--- Begin GIVEN ENTRIES ---

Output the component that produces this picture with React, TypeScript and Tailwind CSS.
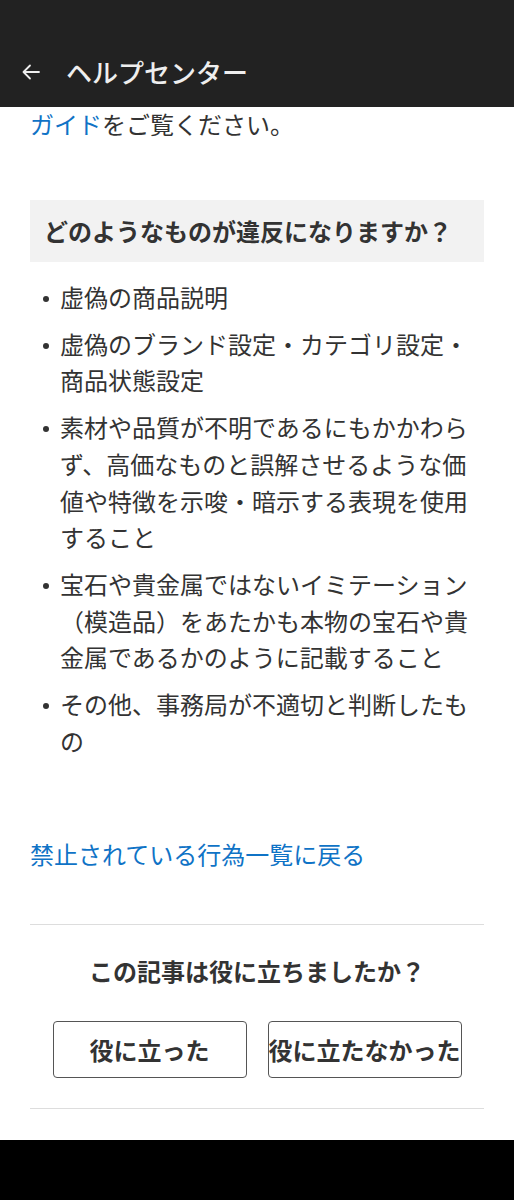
import React from "react";

const items: string[] = [
  "虚偽の商品説明",
  "虚偽のブランド設定・カテゴリ設定・商品状態設定",
  "素材や品質が不明であるにもかかわらず、高価なものと誤解させるような価値や特徴を示唆・暗示する表現を使用すること",
  "宝石や貴金属ではないイミテーション（模造品）をあたかも本物の宝石や貴金属であるかのように記載すること",
  "その他、事務局が不適切と判断したもの",
];

export default function App() {
  return (
    <div
      className="w-[514px] h-[1200px] bg-white flex flex-col overflow-hidden text-[#333]"
      style={{ fontFamily: '"Noto Sans CJK JP", "Noto Sans", sans-serif' }}
    >
      <header className="h-[107px] bg-[#222222] flex flex-col justify-end shrink-0">
        <div className="h-[70px] flex items-center pl-[19px]">
          <svg width="24" height="24" viewBox="0 0 24 24" fill="none" stroke="#eeeeee" strokeWidth="1.8" strokeLinecap="round" strokeLinejoin="round">
            <path d="M20 12H4.5M11 5.5 4.5 12l6.5 6.5" />
          </svg>
          <span className="ml-[23px] text-[26px] text-[#eeeeee] font-medium leading-none">
            ヘルプセンター
          </span>
        </div>
      </header>
      <main className="flex-1 px-[30px] flex flex-col">
        <p className="text-[24px] leading-[36px] mt-[-1px]">
          <span className="text-[#0f73c6]">ガイド</span>をご覧ください。
        </p>
        <div className="mt-[58px] h-[62px] bg-[#f2f2f2] flex items-center px-[14px]">
          <h2 className="text-[24px] font-bold leading-none">どのようなものが違反になりますか？</h2>
        </div>
        <ul className="mt-[17px] flex flex-col gap-[10px]">
          {items.map((t) => (
            <li key={t} className="flex text-[24px] leading-[36.7px]">
              <span className="w-[30px] shrink-0 flex justify-center pt-[17px] pl-[1px]">
                <span className="w-[6px] h-[6px] rounded-full bg-[#333]" />
              </span>
              <span className="flex-1">{t}</span>
            </li>
          ))}
        </ul>
        <a className="mt-[77px] text-[24px] leading-[36px] text-[#0f73c6]">禁止されている行為一覧に戻る</a>
        <div className="mt-[52px] border-t border-[#dddddd]" />
        <p className="mt-[28px] text-center text-[24px] font-bold leading-[36px]">この記事は役に立ちましたか？</p>
        <div className="mt-[32px] flex justify-center gap-[21px]">
          <button className="w-[194px] h-[57px] border border-[#555] rounded-[4px] text-[24px] font-bold flex items-center justify-center whitespace-nowrap overflow-hidden">
            役に立った
          </button>
          <button className="w-[194px] h-[57px] border border-[#555] rounded-[4px] text-[24px] font-bold flex items-center justify-center whitespace-nowrap overflow-hidden">
            役に立たなかった
          </button>
        </div>
        <div className="mt-[30px] border-t border-[#dddddd]" />
      </main>
      <div className="h-[60px] bg-black shrink-0" />
    </div>
  );
}
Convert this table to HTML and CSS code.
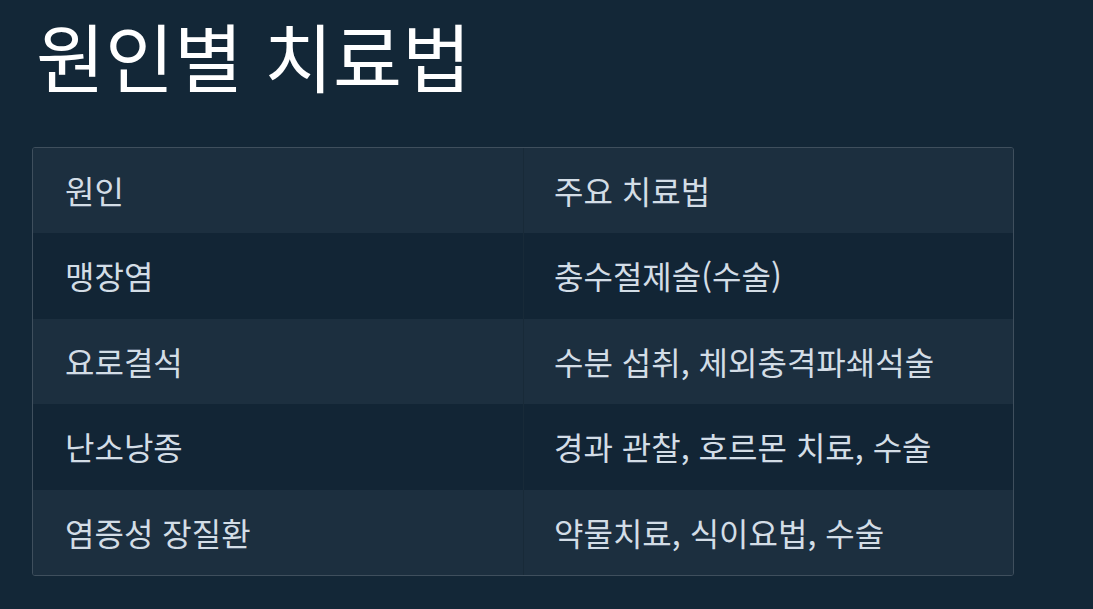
FILE: index.html
```html
<!DOCTYPE html>
<html lang="ko">
<head>
<meta charset="utf-8">
<link rel="stylesheet" href="styles.css">
</head>
<body>
<main class="page">
  <h1 class="title">원인별 치료법</h1>
  <div class="table-wrap">
    <table class="table">
      <thead>
        <tr><th>원인</th><th>주요 치료법</th></tr>
      </thead>
      <tbody>
        <tr><td>맹장염</td><td>충수절제술(수술)</td></tr>
        <tr><td>요로결석</td><td>수분 섭취, 체외충격파쇄석술</td></tr>
        <tr><td>난소낭종</td><td>경과 관찰, 호르몬 치료, 수술</td></tr>
        <tr><td>염증성 장질환</td><td>약물치료, 식이요법, 수술</td></tr>
      </tbody>
    </table>
  </div>
</main>
</body>
</html>
```
FILE: styles.css
```css
html, body {
  margin: 0;
  padding: 0;
  background: #132737;
}
body {
  font-family: "Noto Sans CJK KR", "Noto Sans", sans-serif;
  color: #d3dde6;
}
.page {
  padding: 6px 32px 32px 32px;
}
.title {
  margin: 0 0 43px 4px;
  font-size: 75px;
  font-weight: 400;
  line-height: 1.3;
  color: #ffffff;
}
.table-wrap {
  width: 980px;
  border: 1px solid #3f4f5d;
  border-radius: 3px;
  overflow: hidden;
}
.table {
  width: 100%;
  border-collapse: collapse;
  font-size: 32px;
}
.table th, .table td {
  text-align: left;
  font-weight: 400;
  padding: 0 32px;
  height: 85.5px;
  line-height: 1.4;
}
.table th:first-child, .table td:first-child {
  width: 426px;
  border-right: 1px solid #182a38;
}
.table td:last-child, .table th:last-child {
  padding-left: 30px;
}
.table thead tr { background: #1c2f3f; }
.table tbody tr:nth-child(odd) { background: #122535; }
.table tbody tr:nth-child(even) { background: #1c2f3f; }
```
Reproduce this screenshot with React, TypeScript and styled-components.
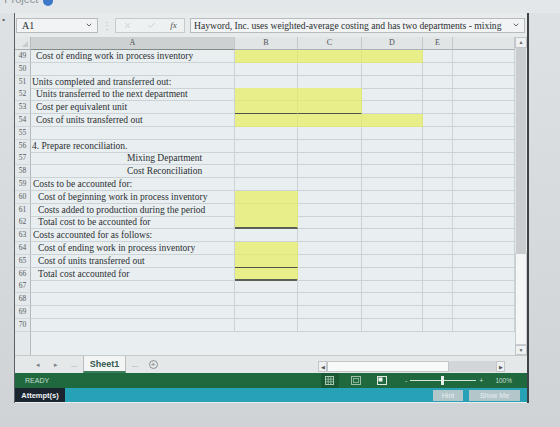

--- End GIVEN ENTRIES ---

» **AIM OF THE EXERCISE**:
Repeat all the data as it stands, dropping any images it holds.

» **SOLUTION FOR THIS PROBLEM**:
Output the component that produces this picture with React, TypeScript and Tailwind CSS.
import React from "react";

const items: string[] = [
  "虚偽の商品説明",
  "虚偽のブランド設定・カテゴリ設定・商品状態設定",
  "素材や品質が不明であるにもかかわらず、高価なものと誤解させるような価値や特徴を示唆・暗示する表現を使用すること",
  "宝石や貴金属ではないイミテーション（模造品）をあたかも本物の宝石や貴金属であるかのように記載すること",
  "その他、事務局が不適切と判断したもの",
];

export default function App() {
  return (
    <div
      className="w-[514px] h-[1200px] bg-white flex flex-col overflow-hidden text-[#333]"
      style={{ fontFamily: '"Noto Sans CJK JP", "Noto Sans", sans-serif' }}
    >
      <header className="h-[107px] bg-[#222222] flex flex-col justify-end shrink-0">
        <div className="h-[70px] flex items-center pl-[19px]">
          <svg width="24" height="24" viewBox="0 0 24 24" fill="none" stroke="#eeeeee" strokeWidth="1.8" strokeLinecap="round" strokeLinejoin="round">
            <path d="M20 12H4.5M11 5.5 4.5 12l6.5 6.5" />
          </svg>
          <span className="ml-[23px] text-[26px] text-[#eeeeee] font-medium leading-none">
            ヘルプセンター
          </span>
        </div>
      </header>
      <main className="flex-1 px-[30px] flex flex-col">
        <p className="text-[24px] leading-[36px] mt-[-1px]">
          <span className="text-[#0f73c6]">ガイド</span>をご覧ください。
        </p>
        <div className="mt-[58px] h-[62px] bg-[#f2f2f2] flex items-center px-[14px]">
          <h2 className="text-[24px] font-bold leading-none">どのようなものが違反になりますか？</h2>
        </div>
        <ul className="mt-[17px] flex flex-col gap-[10px]">
          {items.map((t) => (
            <li key={t} className="flex text-[24px] leading-[36.7px]">
              <span className="w-[30px] shrink-0 flex justify-center pt-[17px] pl-[1px]">
                <span className="w-[6px] h-[6px] rounded-full bg-[#333]" />
              </span>
              <span className="flex-1">{t}</span>
            </li>
          ))}
        </ul>
        <a className="mt-[77px] text-[24px] leading-[36px] text-[#0f73c6]">禁止されている行為一覧に戻る</a>
        <div className="mt-[52px] border-t border-[#dddddd]" />
        <p className="mt-[28px] text-center text-[24px] font-bold leading-[36px]">この記事は役に立ちましたか？</p>
        <div className="mt-[32px] flex justify-center gap-[21px]">
          <button className="w-[194px] h-[57px] border border-[#555] rounded-[4px] text-[24px] font-bold flex items-center justify-center whitespace-nowrap overflow-hidden">
            役に立った
          </button>
          <button className="w-[194px] h-[57px] border border-[#555] rounded-[4px] text-[24px] font-bold flex items-center justify-center whitespace-nowrap overflow-hidden">
            役に立たなかった
          </button>
        </div>
        <div className="mt-[30px] border-t border-[#dddddd]" />
      </main>
      <div className="h-[60px] bg-black shrink-0" />
    </div>
  );
}
Convert this table to HTML and CSS code.
FILE: index.html
```html
<!DOCTYPE html>
<html lang="ko">
<head>
<meta charset="utf-8">
<link rel="stylesheet" href="styles.css">
</head>
<body>
<main class="page">
  <h1 class="title">원인별 치료법</h1>
  <div class="table-wrap">
    <table class="table">
      <thead>
        <tr><th>원인</th><th>주요 치료법</th></tr>
      </thead>
      <tbody>
        <tr><td>맹장염</td><td>충수절제술(수술)</td></tr>
        <tr><td>요로결석</td><td>수분 섭취, 체외충격파쇄석술</td></tr>
        <tr><td>난소낭종</td><td>경과 관찰, 호르몬 치료, 수술</td></tr>
        <tr><td>염증성 장질환</td><td>약물치료, 식이요법, 수술</td></tr>
      </tbody>
    </table>
  </div>
</main>
</body>
</html>
```
FILE: styles.css
```css
html, body {
  margin: 0;
  padding: 0;
  background: #132737;
}
body {
  font-family: "Noto Sans CJK KR", "Noto Sans", sans-serif;
  color: #d3dde6;
}
.page {
  padding: 6px 32px 32px 32px;
}
.title {
  margin: 0 0 43px 4px;
  font-size: 75px;
  font-weight: 400;
  line-height: 1.3;
  color: #ffffff;
}
.table-wrap {
  width: 980px;
  border: 1px solid #3f4f5d;
  border-radius: 3px;
  overflow: hidden;
}
.table {
  width: 100%;
  border-collapse: collapse;
  font-size: 32px;
}
.table th, .table td {
  text-align: left;
  font-weight: 400;
  padding: 0 32px;
  height: 85.5px;
  line-height: 1.4;
}
.table th:first-child, .table td:first-child {
  width: 426px;
  border-right: 1px solid #182a38;
}
.table td:last-child, .table th:last-child {
  padding-left: 30px;
}
.table thead tr { background: #1c2f3f; }
.table tbody tr:nth-child(odd) { background: #122535; }
.table tbody tr:nth-child(even) { background: #1c2f3f; }
```
Reproduce this screenshot with React, TypeScript and styled-components.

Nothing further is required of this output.